Navigating in game worlds, or simply knowing where one is, can be difficult in some game worlds. Landmarks are ways of helping in this by providing distinguishing game elements that allow players to identify where they are by how they are positioned in relation to these.
- 1 Examples
- 2 Using the pattern
- 3 Consequences
- 4 Relations
- 5 History
- 6 References
- 7 Acknowledgements
The Elder Scrolls IV: Oblivion contains the White Gold Tower in a central part of the game world and this tall building can be used by players in many parts of the wilderness to realize where they are. Other games that make use of tall buildings as Landmarks include the Assassin's Creed series and the Grand Theft Auto series.
Using the pattern
Landmarks are not a specific type of game elements in themselves but rather game elements that distinguish themselves in such ways to help players locate themselves and possible future locations.

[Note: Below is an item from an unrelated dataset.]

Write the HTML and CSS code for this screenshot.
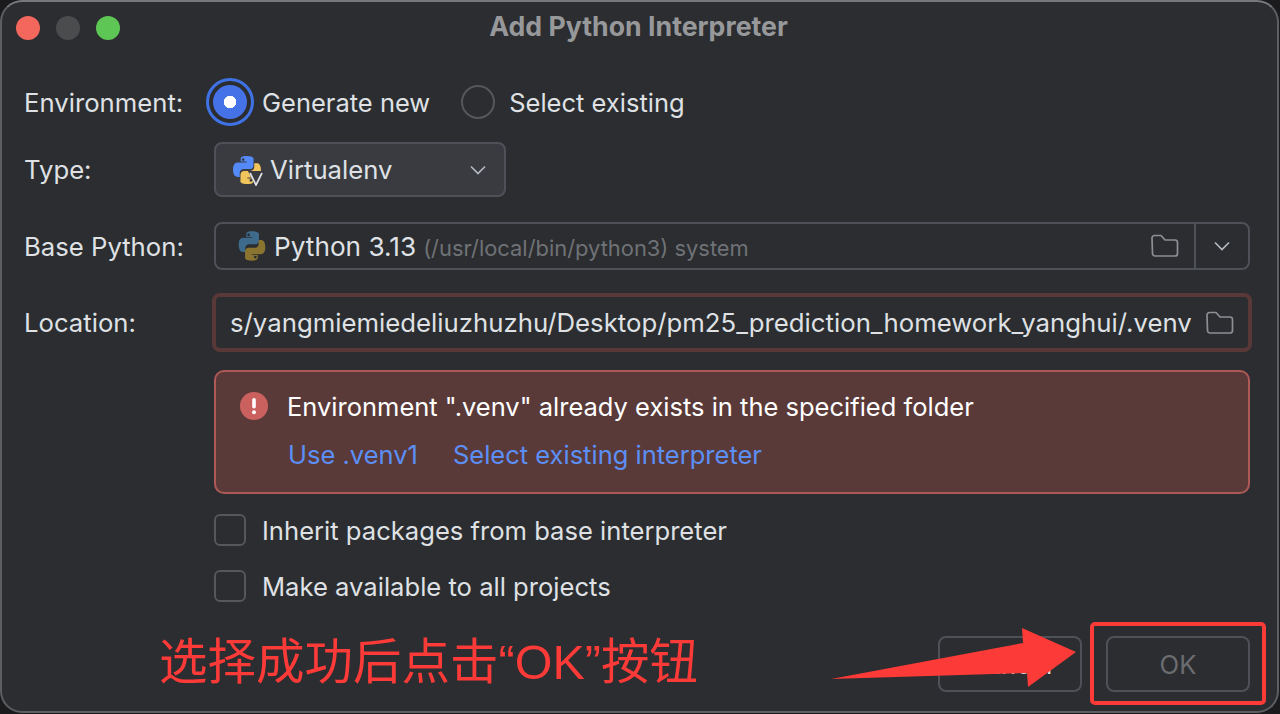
FILE: index.html
```html
<!DOCTYPE html>
<html>
<head>
  <meta charset="utf-8">
  <link rel="stylesheet" href="styles.css">
</head>
<body>
  <svg class="defs" width="0" height="0">
    <defs>
      <path id="py-top" fill-rule="evenodd" d="M11.900 1C7.400 1 7.700 3 7.700 3v2.200h4.400v.7H5.600S2 5.500 2 11.100c0 5.600 3.100 5.400 3.100 5.400H7v-2.700s-.1-3.100 3.100-3.100h4.100s3 .1 3-2.900V3.900S18.600 1 11.900 1zM9.500 2.700a1 1 0 110 2 1 1 0 010-2z"/>
      <path id="folder" fill="none" stroke="#8c8f94" stroke-width="1.700" stroke-linejoin="round" d="M1 4a2.500 2.500 0 012.500-2.500h6.500l4 4.500h10a2.500 2.500 0 012.500 2.500v11a2.500 2.500 0 01-2.500 2.500h-20a2.500 2.500 0 01-2.500-2.500z"/>
    </defs>
  </svg>

  <div class="dialog">
    <div class="titlebar">
      <div class="lights">
        <span class="light red"></span>
        <span class="light gray"></span>
        <span class="light green"></span>
      </div>
      <div class="title">Add Python Interpreter</div>
    </div>

    <div class="row env-row">
      <div class="label">Environment:</div>
      <div class="radio-on"><span></span></div>
      <div class="option">Generate new</div>
      <div class="radio-off"></div>
      <div class="option">Select existing</div>
    </div>

    <div class="row type-row">
      <div class="label">Type:</div>
      <div class="combo">
        <svg class="venv-icon" width="34" height="32" viewBox="0 0 34 32">
          <use href="#py-top" fill="#548af7" transform="translate(-2.700 .6) scale(1.350)"/>
          <use href="#py-top" fill="#f2c55c" transform="rotate(180 14 16) translate(-2.700 .6) scale(1.350)"/>
          <path d="M15 17h16l-7 15h-2z" fill="#393b40"/>
          <path d="M17 19l6 12 6-12" fill="none" stroke="#dfe1e5" stroke-width="1.700"/>
        </svg>
        <span>Virtualenv</span>
        <svg class="chevron" width="18" height="10" viewBox="0 0 18 10"><path d="M2 1.500l7 7 7-7" fill="none" stroke="#b4b8bf" stroke-width="1.700"/></svg>
      </div>
    </div>

    <div class="row base-row">
      <div class="label">Base Python:</div>
      <div class="field">
        <svg class="py-icon" width="32" height="32" viewBox="0 0 24 24">
          <use href="#py-top" fill="#3e6a8c"/>
          <use href="#py-top" fill="#8a7430" transform="rotate(180 12 12)"/>
        </svg>
        <span class="py-name">Python 3.13</span>
        <span class="py-path">(/usr/local/bin/python3) system</span>
        <svg class="folder" width="28" height="24" viewBox="0 0 28 24"><use href="#folder"/></svg>
        <div class="field-drop">
          <svg width="18" height="10" viewBox="0 0 18 10"><path d="M2 1.500l7 7 7-7" fill="none" stroke="#b4b8bf" stroke-width="1.700"/></svg>
        </div>
      </div>
    </div>

    <div class="row loc-row">
      <div class="label">Location:</div>
      <div class="loc-field">
        <span>s/yangmiemiedeliuzhuzhu/Desktop/pm25_prediction_homework_yanghui/.venv</span>
        <svg class="folder" width="28" height="24" viewBox="0 0 28 24"><use href="#folder"/></svg>
      </div>
    </div>

    <div class="error-box">
      <div class="error-line">
        <svg width="28" height="28" viewBox="0 0 28 28">
          <circle cx="14" cy="14" r="14" fill="#cb615e"/>
          <rect x="12.200" y="6" width="3.600" height="10.500" rx="1.800" fill="#fff"/>
          <circle cx="14" cy="20.300" r="2" fill="#fff"/>
        </svg>
        <span>Environment ".venv" already exists in the specified folder</span>
      </div>
      <div class="error-links">
        <a>Use .venv1</a>
        <a>Select existing interpreter</a>
      </div>
    </div>

    <div class="check-row first"><span class="check"></span>Inherit packages from base interpreter</div>
    <div class="check-row"><span class="check"></span>Make available to all projects</div>

    <div class="footer">
      <div class="btn cancel">Cancel</div>
      <div class="btn ok">OK</div>
    </div>
  </div>

  <!-- annotation drawn over the screenshot -->
  <div class="note">选择成功后点击“OK”按钮</div>
  <div class="note-box"></div>
  <svg class="note-arrow" width="1280" height="714" viewBox="0 0 1280 714">
    <polygon points="831,679 1023,643 1022,628 1076,652 1028,687 1027,673" fill="#fc3a38"/>
  </svg>
</body>
</html>
```

FILE: styles.css
```css
* {
  box-sizing: border-box;
}

html, body {
  margin: 0;
  height: 714px;
  overflow: hidden;
}

body {
  background: #1b1b1d;
  font-family: Inter, "Noto Sans", sans-serif;
  font-size: 25.7px;
  color: #dfe1e5;
}

.defs {
  display: block;
  height: 0;
}

.dialog {
  width: 1279px;
  height: 713px;
  background: #2b2d30;
  border: 2px solid #5d5e61;
  border-top-color: #77787b;
  border-radius: 22px;
  padding: 0 27px 0 22px;
}

.titlebar {
  display: flex;
  align-items: center;
  justify-content: center;
  height: 50px;
  position: relative;
}

.lights {
  position: absolute;
  left: -8px;
  top: 14px;
  display: flex;
  gap: 16px;
}

.light {
  width: 24px;
  height: 24px;
  border-radius: 50%;
}

.light.red { background: #f3675c; }
.light.gray { background: #4b4c4e; }
.light.green { background: #5ec655; }

.title {
  font-size: 26.7px;
  font-weight: 700;
  color: #97989a;
  margin-left: 3px;
  margin-bottom: 2px;
}

.row {
  display: flex;
  align-items: center;
}

.label {
  width: 190px;
  flex: none;
}

.env-row {
  height: 48px;
  margin-top: 26px;
}

.radio-on {
  width: 48px;
  height: 48px;
  margin-left: -8px;
  border-radius: 50%;
  border: 3px solid #3f72e5;
  padding: 4px;
  flex: none;
}

.radio-on span {
  display: flex;
  width: 100%;
  height: 100%;
  border-radius: 50%;
  background: radial-gradient(circle, #fff 0 6px, #4672e8 6.500px);
}

.option {
  margin-left: 8px;
  font-size: 25.5px;
}

.radio-off {
  width: 34px;
  height: 34px;
  margin-left: 31px;
  margin-right: 6px;
  border-radius: 50%;
  border: 2px solid #55575b;
  flex: none;
}

.type-row {
  margin-top: 16px;
}

.combo {
  width: 292px;
  height: 55px;
  background: #393b40;
  border: 2px solid #4e5157;
  border-radius: 8px;
  display: flex;
  align-items: center;
  padding-left: 17px;
}

.venv-icon {
  margin-right: 3px;
}

.chevron {
  margin-left: auto;
  margin-right: 17px;
}

.base-row {
  margin-top: 25px;
}

.field {
  flex: 1;
  height: 48px;
  border: 2px solid #4e5157;
  border-radius: 8px;
  display: flex;
  align-items: center;
  padding-left: 20px;
}

.py-name {
  margin-left: 6px;
  font-size: 26.2px;
}

.py-path {
  margin-left: 7px;
  padding-top: 4px;
  font-size: 21.9px;
  color: #6f7276;
}

.field .folder {
  margin-left: auto;
  margin-right: 15px;
}

.field-drop {
  width: 54px;
  height: 100%;
  border-left: 2px solid #4e5157;
  display: flex;
  align-items: center;
  justify-content: center;
}

.loc-row {
  margin-top: 23px;
  margin-right: -2px;
}

.loc-row .label {
  width: 188px;
}

.loc-field {
  flex: 1;
  height: 59px;
  border: 4px solid #593937;
  border-radius: 8px;
  display: flex;
  align-items: center;
  justify-content: space-between;
  padding: 0 14px;
  font-size: 25.75px;
}

.error-box {
  margin: 18px 0 0 190px;
  height: 124px;
  background: #5a3a39;
  border: 2px solid #ae5955;
  border-radius: 10px;
  padding: 19px 24px;
  color: #fff;
  font-size: 25.5px;
}

.error-line {
  display: flex;
  align-items: center;
  gap: 19px;
  height: 30px;
}

.error-links {
  display: flex;
  gap: 35px;
  margin-top: 18px;
  margin-left: 48px;
  color: #5c8ff5;
}

.check-row {
  display: flex;
  align-items: center;
  gap: 16px;
  margin: 26px 0 0 190px;
  height: 30px;
  font-size: 25.6px;
}

.check-row.first {
  margin-top: 21px;
}

.check {
  width: 32px;
  height: 32px;
  border: 2px solid #55575b;
  border-radius: 6px;
  flex: none;
}

.footer {
  display: flex;
  justify-content: flex-end;
  gap: 24px;
  margin-top: 35px;
}

.btn {
  width: 144px;
  height: 56px;
  border: 2px solid #4e5157;
  border-radius: 8px;
  display: flex;
  align-items: center;
  justify-content: center;
}

.btn.ok {
  color: #6a6c70;
}

.note {
  position: absolute;
  left: 159px;
  top: 630px;
  font-family: "Liberation Sans", "Noto Sans CJK SC", sans-serif;
  font-size: 48.5px;
  line-height: 64px;
  color: #fc3a38;
  white-space: nowrap;
}

.note-box {
  position: absolute;
  left: 1090px;
  top: 622px;
  width: 176px;
  height: 83px;
  border: 4px solid #fc3a38;
  border-radius: 5px;
}

.note-arrow {
  position: absolute;
  left: 0;
  top: 0;
}
```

Any element in a Game World can work as long as they are Diegetically Outstanding Features in some fashion, and this may be the main raison d'être for some Props. Simply by their size, Big Dumb Objects (e.g. the various tall buildings in The Elder Scrolls IV: Oblivion and the Grand Theft Auto series) and Installations (unless there are too many of the latter and they are not distinguishable from each other) will likely be Landmarks. Geospatial Game Widgets, while not being elements of Game Worlds are still elements in Game Worlds and may therefore also serve as Landmarks.
While Landmarks can help in any Game World Navigation they can specifically be placed to show the route of Races; if used, Check Points are natural candidates for being Landmarks in this case. They can also be used to create Clues or Traces that players can follow. Their overall usefulness is very much dependent on how often players can have a Line of Sight to them (which is why Big Dumb Objects make good Landmarks). They can also be used simply to makes Transport Routes more important and give some indication of how far one has traveled in them.
Landmarks are Diegetically Outstanding Features, and the more they stand out the more distinguishable they are. For this reason, if it is important enough, breaking Diegetic Consistency can be used to makes elements work better as Landmarks. This makes Geospatial Game Widgets effective as Landmarks.
While not able to play parts of Environmental Storytelling that provide much information, Landmarks can still provide important parts in these.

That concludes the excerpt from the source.